CCF:SHF:EAGER:Collaborative Research: Asynchronous Algorithms for Exascale Computing Systems
- View All
Future computing systems will allow computations to be performed simultaneously with massive parallelization. However, current practices in scientific simulations cannot utilize the maximum potential of these machines. This is fundamentally due to the need for data synchronization across computing cores, which may cause up to 80% idling of the machines, and there is a need for new methods to overcome this inefficiency. This research is to develop a new framework for high performance computing where synchronization across the processing elements is relaxed. This will eliminate the overhead associated with extreme parallelism and potentially lay the foundation for simulations at scale. The framework is based on asynchronous model of computation for high performance computing to better utilize future systems.
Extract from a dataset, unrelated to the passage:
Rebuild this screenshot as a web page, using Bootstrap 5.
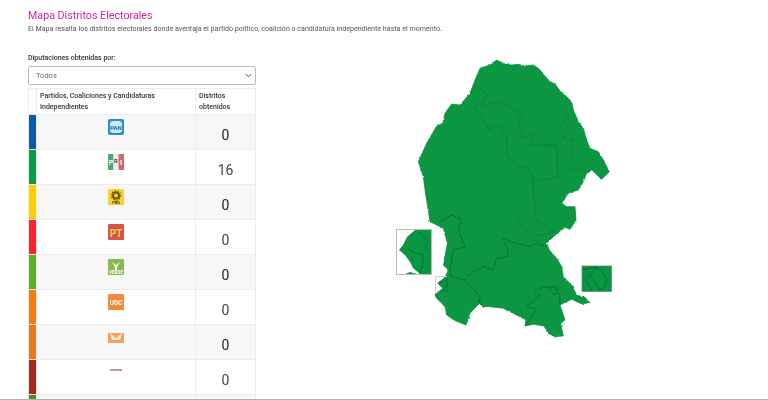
<!DOCTYPE html>
<html lang="es"><head><meta charset="utf-8"><title>Mapa Distritos Electorales</title>
<link href="https://cdn.jsdelivr.net/npm/bootstrap@5.3.0/dist/css/bootstrap.min.css" rel="stylesheet">
<style>
html,body{height:400px;overflow:hidden}
body{font-family:Roboto,"Liberation Sans",sans-serif;color:#444;background:#fff}
.page-wrap{height:400px;overflow:hidden;padding:9px 0 0 28px;filter:blur(.3px)}
.base-rule{position:absolute;left:0;right:0;bottom:0;height:1px;background:#a5b8b4}
.map-title{font-size:10.7px;line-height:13px;font-weight:400;color:#d6249f;margin:0 0 1px}
.map-desc{font-size:7.1px;line-height:12px;color:#555;margin:0 0 18px}
.left-col{width:228px;flex:none}
.sel-label{font-size:7px;line-height:11px;font-weight:500;color:#333;margin:0 0 2px;display:block}
.sel-box{font-size:7.5px;height:19px;min-height:0;padding:0 7px;border-radius:2px;border-color:#bbb;color:#666;background-position:right 3px center;background-size:7px 7px}
.dist-table{width:228px;table-layout:fixed;margin:3px 0 0;--bs-table-striped-bg:#f7f7f7;--bs-border-color:#ececec;font-size:7px}
.dist-table th{font-weight:500;font-size:7px;line-height:10.5px;padding:2px 3px;color:#333;height:25px;vertical-align:middle}
.dist-table td{height:35px;padding:0;vertical-align:top;text-align:center;font-size:14px;color:#444}
.dist-table>tbody>tr>td.cell-swatch{box-shadow:none;border-top-color:transparent;border-bottom-color:transparent}
.swatch-blue{--bs-table-bg:#0b5aa5}.swatch-green{--bs-table-bg:#0a9a48}.swatch-yellow{--bs-table-bg:#ffd000}.swatch-red{--bs-table-bg:#ff2030}
.swatch-lime{--bs-table-bg:#5eae2e}.swatch-orange{--bs-table-bg:#f57c10}.swatch-amber{--bs-table-bg:#e8791f}.swatch-maroon{--bs-table-bg:#a3261f}.swatch-olive{--bs-table-bg:#4f8a1e}
.cell-swatch{width:8px}
.cell-party{width:159px}
.logo-slot{display:block;width:16px;height:16px;margin:4px auto 0}
.num-val{display:block;padding-top:12px;line-height:17px}
.map-canvas{position:absolute;left:0;top:0;pointer-events:none}
</style></head><body>
<div class="page-wrap">
<h1 class="map-title">Mapa Distritos Electorales</h1>
<p class="map-desc">El Mapa resalta los distritos electorales donde aventaja el partido político, coalición o candidatura independiente hasta el momento.</p>
<div class="d-flex">
<div class="left-col">
<label class="sel-label">Diputaciones obtenidas por:</label>
<select class="form-select sel-box"><option>Todos</option></select>
<table class="table table-striped table-bordered dist-table">
<thead><tr><th class="cell-swatch"></th><th class="cell-party">Partidos, Coaliciones y Candidaturas Independientes</th><th>Distritos obtenidos</th></tr></thead>
<tbody>
<tr><td class="cell-swatch swatch-blue"></td><td><svg class="logo-slot" viewBox="0 0 16 16"><rect width="16" height="16" rx="2" fill="#2b8fc8"/><rect x="2" y="2" width="12" height="12" rx="3" fill="#cfe8f4"/><text x="8" y="10.5" font-size="6" font-weight="700" text-anchor="middle" fill="#1f6fa8">PAN</text></svg></td><td><span class="num-val">0</span></td></tr>
<tr><td class="cell-swatch swatch-green"></td><td><svg class="logo-slot" viewBox="0 0 16 16"><rect width="5.5" height="16" rx="1" fill="#4fa672"/><rect x="5.5" width="5" height="16" fill="#eee"/><rect x="10.500" width="5.500" height="16" rx="1" fill="#d5656c"/><text x="3" y="11" font-size="7" font-weight="700" text-anchor="middle" fill="#fff">P</text><text x="8" y="9" font-size="6" font-weight="700" text-anchor="middle" fill="#444">R</text><text x="13" y="11" font-size="7" font-weight="700" text-anchor="middle" fill="#fff">I</text></svg></td><td><span class="num-val">16</span></td></tr>
<tr><td class="cell-swatch swatch-yellow"></td><td><svg class="logo-slot" viewBox="0 0 16 16"><rect width="16" height="16" rx="1" fill="#f6d32d"/><circle cx="8" cy="6.5" r="3" fill="none" stroke="#6b5a10" stroke-width="2"/><circle cx="8" cy="6.5" r="4.6" fill="none" stroke="#6b5a10" stroke-width="1.2" stroke-dasharray="1.4 1.4"/><text x="8" y="15" font-size="4" font-weight="700" text-anchor="middle" fill="#4a3f10">PRD</text></svg></td><td><span class="num-val">0</span></td></tr>
<tr><td class="cell-swatch swatch-red"></td><td><svg class="logo-slot" viewBox="0 0 16 16"><rect width="16" height="16" rx="1" fill="#d8534a"/><text x="8" y="13" font-size="10" font-weight="700" text-anchor="middle" fill="#f6d64a">PT</text></svg></td><td><span class="num-val">0</span></td></tr>
<tr><td class="cell-swatch swatch-lime"></td><td><svg class="logo-slot" viewBox="0 0 16 16"><rect width="16" height="16" rx="1" fill="#85bb4e"/><path d="M4 3l4 3 4-3-3 5v3H7V8z" fill="#fff"/><text x="8" y="15" font-size="4.6" font-weight="700" text-anchor="middle" fill="#fff">VERDE</text></svg></td><td><span class="num-val">0</span></td></tr>
<tr><td class="cell-swatch swatch-orange"></td><td><svg class="logo-slot" viewBox="0 0 16 16"><rect width="16" height="16" rx="1" fill="#f58a3c"/><text x="8" y="10.500" font-size="6.400" font-weight="700" text-anchor="middle" fill="#fff">UDC</text></svg></td><td><span class="num-val">0</span></td></tr>
<tr><td class="cell-swatch swatch-amber"></td><td><svg class="logo-slot" viewBox="0 0 16 16"><path d="M0 4h16v10H0z" fill="#f4a260"/><path d="M2 4l6 5 6-5-2 7H4z" fill="#fff" opacity=".75"/></svg></td><td><span class="num-val">0</span></td></tr>
<tr><td class="cell-swatch swatch-maroon"></td><td><svg class="logo-slot" viewBox="0 0 16 16"><text x="8" y="7" font-size="3.400" font-weight="700" text-anchor="middle" fill="#8a3a4a">morena</text></svg></td><td><span class="num-val">0</span></td></tr>
<tr><td class="cell-swatch swatch-olive"></td><td><svg class="logo-slot" viewBox="0 0 16 16"><rect width="16" height="16" rx="1" fill="#c48ab8"/></svg></td><td></td></tr>
</tbody></table>
</div>
</div>
</div>
<div class="base-rule"></div>
<svg class="map-canvas" width="768" height="400" viewBox="0 0 768 400">
<defs><filter id="rough" x="-5%" y="-5%" width="110%" height="110%"><feTurbulence type="fractalNoise" baseFrequency=".35" numOctaves="2" seed="4"/><feDisplacementMap in="SourceGraphic" scale="2.2" xChannelSelector="R" yChannelSelector="G"/><feGaussianBlur stdDeviation=".2"/></filter></defs>
<g filter="url(#rough)"><g transform="translate(390 50) scale(.33333)">
<path fill="#079642" stroke="#088c3d" stroke-width="2" stroke-linejoin="round" d="M320 30L345 42 365 45 385 43 405 48 430 45 445 55 462 75 480 95 495 102 510 122 525 135 545 155 550 180 565 215 580 235 590 270 600 295 625 305 640 330 658 365 635 388 605 360 590 370 580 395 565 420 535 430 515 460 530 470 555 470 558 510 540 538 525 532 490 560 470 580 478 600 500 625 515 650 520 680 545 705 560 735 585 742 600 758 575 762 545 748 510 765 525 810 512 820 520 858 495 860 475 850 462 828 430 823 405 828 408 810 370 790 340 775 300 770 278 770 268 760 240 790 228 825 195 812 170 795 165 770 140 745 135 735 158 715 143 700 165 682 175 660 160 645 172 580 160 535 120 515 105 420 100 380 85 335 110 280 140 228 158 220 165 190 185 162 210 165 240 130 255 90 270 55 300 45Z"/>
<g fill="none" stroke="#0a7236" stroke-width="1.8" stroke-linejoin="round">
<path d="M240 130L262 105 290 135 275 160 255 170 275 205 298 238 325 225 352 270 350 315 385 350 410 352 428 380 455 392 505 378 498 285 520 265 545 235 520 215 540 190"/>
<path d="M275 168L320 155 365 175 395 200 385 220 400 262 430 255 420 285 495 285"/>
<path d="M520 265L550 270 545 320 555 322M545 355L600 365"/>
<path d="M428 380L432 450 435 470 378 515 435 560 495 545M435 470L438 510 495 545"/>
</g>
<g fill="none" stroke="#085c2a" stroke-width="2" stroke-linejoin="round">
<path d="M150 515L185 495 215 510 205 540 225 590 190 600 180 660 185 680 225 690 250 665 280 650 310 660 320 625 355 620 350 590 335 565 350 570 375 580 400 585 420 590 440 580 472 590"/>
<path d="M225 690L270 740 268 760"/>
<path d="M150 700L165 690 172 705 160 718"/>
<path d="M435 720L460 712 495 712 510 735 510 765M435 720L450 735 410 770 440 780 405 828M480 720a12 12 0 1 0 25 0a12 12 0 1 0-25 0"/>
</g>
</g></g>
<rect x="396.500" y="229.500" width="35" height="45" fill="#fff" stroke="#bbb"/>
<path d="M415 230H431V274H420L413 268 410 262 405 255 399 250 403 245 407 237Z" fill="#079642"/>
<path d="M405 274L410 272 417 274Z" fill="#079642"/>
<path d="M418 232L428 240 425 250M407 248L413 252 423 255 423 262 420 273M412 257L413 262" fill="none" stroke="#085c2a" stroke-width=".7"/>
<path d="M447 276.500H435.500V291H439" fill="none" stroke="#ccc"/>
<path d="M447 277V291H441" fill="none" stroke="#0a6e33" stroke-width=".7"/>
<rect x="582" y="266" width="29.500" height="25.500" fill="#079642" stroke="#5f8f70" stroke-width=".8"/>
<path d="M583 270L590 268 597 267 603 273 607 280 605 287 600 290M597 267L590 275 585 280 590 287 592 291M590 275L598 287 600 290" fill="none" stroke="#085c2a" stroke-width=".7"/>
</svg>
</body></html>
The price to pay for asynchrony is poor predictability of the code, resulting in uncertainty in the calculations. The central theme of this project is to accurately quantify this induced uncertainty and develop techniques to mitigate it. Specific research thrusts include: i) study of numerical stability, consistency and accuracy of widely used numerical algorithms, in the context of fluid-flow, under asynchronous conditions; ii) development of new schemes which can maintain its accuracy under asynchronous conditions; iii) determination of efficient implementations of the resulting algorithms on current and future systems. These research goals are addressed in a dynamical systems framework. The behavior of asynchronous numerical algorithms is modeled as Markov jump systems. Issues related to consistency, numerical stability and error control is addressed by using tools for analysis and design of Markov jump systems.